Last weekend’s deal which saw Fosun, one of China’s largest non-state owned conglomerates, take a 7 per cent stake in Club Med, the French travel group, could be a sign of the future. China has kept the global luxury market alive throughout the economic crisis: it only makes sense that Chinese corporates now want a bigger piece of the profits.

It’s hard to know what might be next: would-be Chinese buyers keep their cards close to the chest and not everything they might want will be for sale. But if the preferences of Chinese shoppers are any guide, then taking a chunk of practically anything from Armani to Zara might be in their sights.

“This is more exciting than Geely buying Volvo,” says Shaun Rein of China Market Research Group in Shanghai, referring to the recent sale by Ford of the Swedish automaker to the parent company of Geely, the Chinese private car company. “This shows the maturation of Chinese companies, they are not just trying to control everything, or just buy a mine: 2010 is the year when they will start buying brands.”
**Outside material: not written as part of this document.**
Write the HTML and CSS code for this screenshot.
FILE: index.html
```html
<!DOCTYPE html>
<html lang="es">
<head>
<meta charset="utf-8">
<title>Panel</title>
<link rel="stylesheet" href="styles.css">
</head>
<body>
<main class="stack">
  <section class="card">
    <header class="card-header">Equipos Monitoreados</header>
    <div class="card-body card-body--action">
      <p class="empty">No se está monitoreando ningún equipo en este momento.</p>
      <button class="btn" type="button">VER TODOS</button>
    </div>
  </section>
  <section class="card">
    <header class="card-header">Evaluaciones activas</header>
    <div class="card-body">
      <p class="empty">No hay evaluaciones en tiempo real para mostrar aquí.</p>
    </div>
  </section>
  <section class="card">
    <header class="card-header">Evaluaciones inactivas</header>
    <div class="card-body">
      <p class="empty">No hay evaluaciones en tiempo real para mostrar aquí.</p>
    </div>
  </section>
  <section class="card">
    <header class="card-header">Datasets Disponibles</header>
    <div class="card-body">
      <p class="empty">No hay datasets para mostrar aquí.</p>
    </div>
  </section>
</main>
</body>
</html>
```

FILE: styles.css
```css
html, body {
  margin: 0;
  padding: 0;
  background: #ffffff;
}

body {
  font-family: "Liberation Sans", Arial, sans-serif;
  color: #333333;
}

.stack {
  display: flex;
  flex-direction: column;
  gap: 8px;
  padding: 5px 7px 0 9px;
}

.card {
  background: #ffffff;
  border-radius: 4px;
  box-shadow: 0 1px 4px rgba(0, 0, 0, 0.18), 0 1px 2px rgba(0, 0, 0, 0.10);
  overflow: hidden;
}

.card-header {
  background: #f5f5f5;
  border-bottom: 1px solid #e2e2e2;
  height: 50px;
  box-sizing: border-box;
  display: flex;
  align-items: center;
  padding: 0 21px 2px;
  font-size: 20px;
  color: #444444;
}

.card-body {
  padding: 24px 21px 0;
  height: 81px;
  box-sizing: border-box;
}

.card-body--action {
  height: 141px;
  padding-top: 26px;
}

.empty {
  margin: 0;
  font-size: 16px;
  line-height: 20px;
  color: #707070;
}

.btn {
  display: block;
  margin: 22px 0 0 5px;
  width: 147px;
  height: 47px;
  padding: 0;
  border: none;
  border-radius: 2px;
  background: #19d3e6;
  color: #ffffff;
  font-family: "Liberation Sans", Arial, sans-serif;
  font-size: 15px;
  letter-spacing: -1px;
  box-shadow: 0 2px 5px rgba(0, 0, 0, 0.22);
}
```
Andre Loesekrug-Pietri, CEO of A Capital Asia, Fosun’s financial advisor and co-investor in the Club Med deal, speaks of a “new model” of Chinese outbound investment, where the Chinese investor makes a minority investment, is “the key to open a Chinese door” – in this case, the door to the Chinese market for luxury travel. “Chinese outbound investment is seen as a bit of a hot potato: maybe this will be seen as a kind of investment that is acceptable for foreign companies. It certainly has been very well received in France.”

Club Med thinks that within five years, it can fit 200,000 Chinese people through that door every year, by which time Chinese tourists will be its second largest customer base. Club Med expects 30,000 Chinese visitors to its global resorts this year.
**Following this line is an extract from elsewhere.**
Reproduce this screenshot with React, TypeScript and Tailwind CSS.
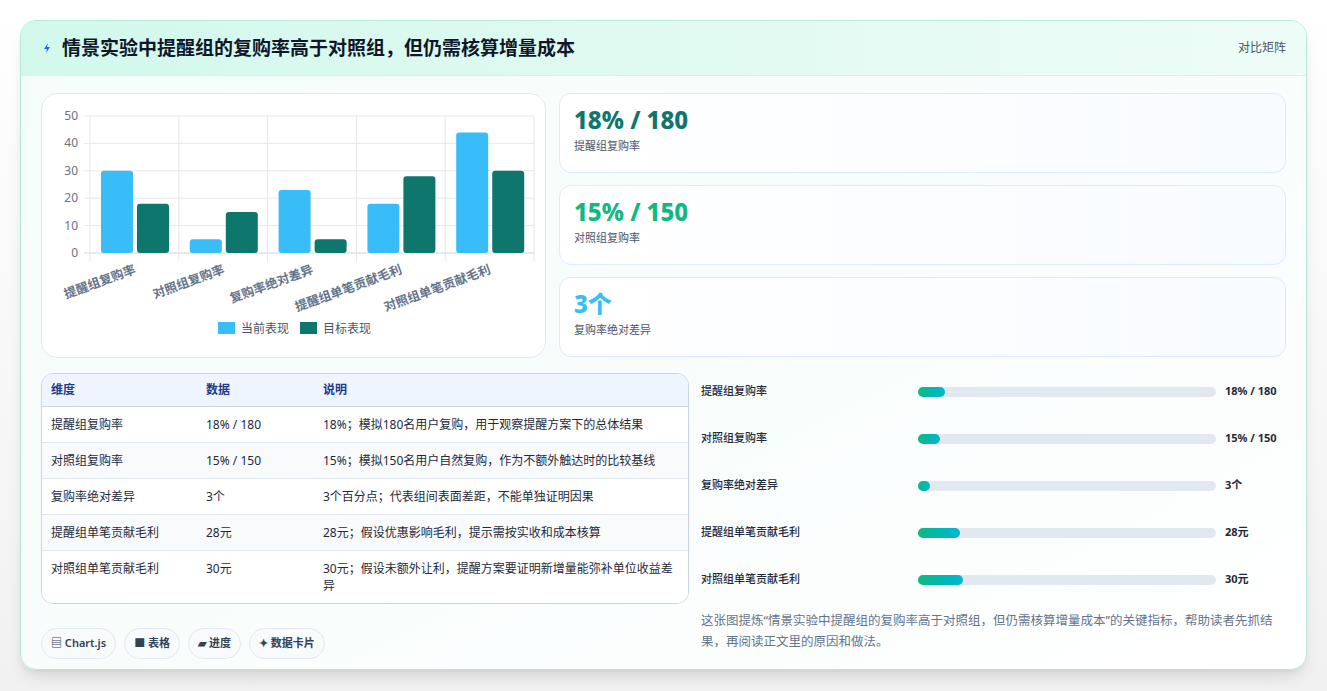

Of course, readers over age five may be baffled by the notion that Club Med stands for luxury travel: Butlins with a dash of Desperate Housewives, more like it – after 60 years in business, every European has a Club Med cliché tucked away in his memory.

But in recent years Club Med has refocused the brand on exclusive resorts for upmarket customers – the kind of people with money to burn in China – and selling that image in China, where there are few pre-conceived notions about the brand, may not be all that hard.

Consumer surveys done by Rein’s group show that three quarters of middle and upper income Chinese plan to take one “family” trip every year, often with the grandparents. They may take more trips with the wife or the whatever, for shopping or for romance: but one trip per year is dedicated to the only child, says Rein.

According to Pietri, that is the niche Club Med aims to fill, with luxury holidays that appeal to kids – an untapped market in China where tourist activities for children are painfully scarce. With its famous “tables of 8” concept, there should be just enough room at Club Med for the new Chinese extended family: four doting grandparents, two indulgent parents and one spoiled child. Just enough room for one Club Med “GO” (those relentlessly cheerful Club Med staff known as Gentils Organisateurs) to make sure the family survives the holiday!